Classic | Vampires | Vintage | Recommended | Sci-Fi / Horror / Fantasy | Horror Classic | Horror Movies | Based On A Novel
- Bela Lugosi played the role of Count Dracula in the stage play.
- DRACULA was added to the Library of Congress National Film Registry in 2000.
- This film was followed by a sequel in 1936, "Dracula's Daughter" directed by Lambert Hillyer. Tod Browning's "Dracula" was also followed by many other film versions of the Bram Stoker tale. There was the classic Hammer "Dracula" made in 1958 starring Christopher Lee and directed by Terence Fisher. That was followed in 1973 by a version starring Jack Palance in the title role. It was produced in Great Britain and directed by Dan Curtis.

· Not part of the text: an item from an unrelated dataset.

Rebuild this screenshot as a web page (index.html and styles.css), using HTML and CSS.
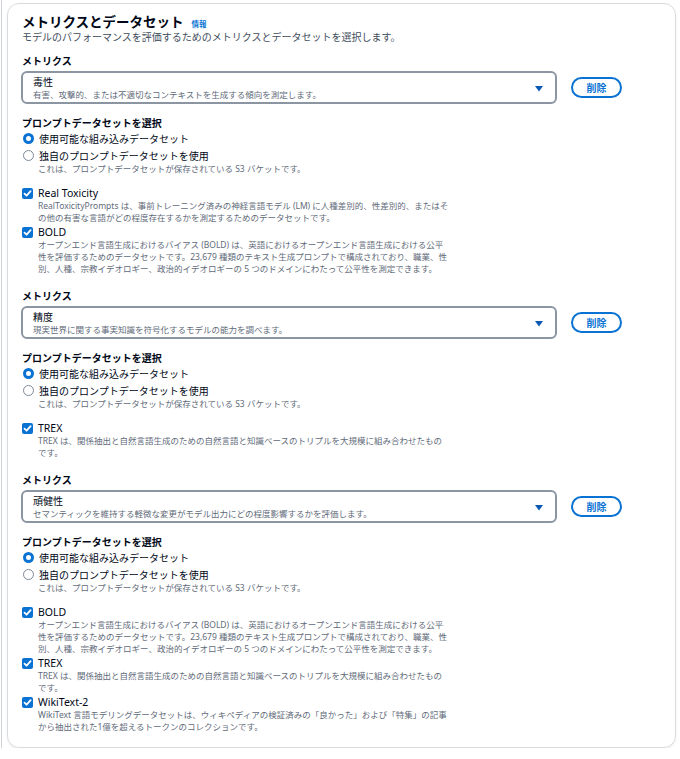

John Badham made a 1979 "Dracula" starring Frank Langella as the Count and Laurence Olivier as Van Helsing. The most recent version is Francis Ford Coppola's 1992 extravaganza entitled "Bram Stoker's Dracula" starring Gary Oldman, Winona Ryder and Anthony Hopkins. The granddaddy of them all, of course, is F.W. Murnau's silent 1922 masterpiece "Nosferatu" starring Max Schreck as an unforgettably creepy Dracula. It was remade in color with sound by Werner Herzog in 1979 with Klaus Kinski in the title role.